Armed with baseball gloves, a cap and a pair of shades, I was ready to go 3.2 miles just to prove to myself that I could do it.
At just a little past 8:30 a.m. the race was underway. As the distance between the racers widened, only one thought flowed through my mind – finish the race! Racers young and old reached for impressive times while I raced to completion and self-gratification.
A good portion of the race was comprised of some of my normal routes of travel, so that made the run more bearable. As I passed the first mile-marker, I realized that this race was going to be longer than my initial projection.
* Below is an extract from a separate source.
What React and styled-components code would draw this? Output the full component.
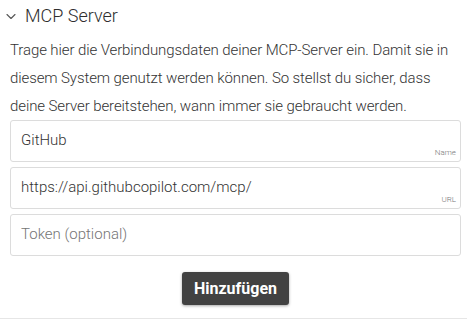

I was forced to tweak my strategy just a little. My biggest challenge would be the huge hill on Laurel Avenue, just past Atmore's Garden Apartment. Once that part was over, it was smooth sailing all the way to the finish line.
As I passed the second mile marker, I could rest easier. The race was almost over, or was it? Having figured that five kilometers was just under three miles but not knowing for sure, I became frustrated. The feeling of frustration subsided, however, as I neared the finish line. As I turned onto Pensacola, Avenue, some of the spectators were running down the street to cheer me on to the finish line. Seventy-seven minutes and nine tenths of a second later, my trek was over.
I did not race to win; I raced to finish. As Dylan Adams lived his life to finish the race, let us all strive to do the same.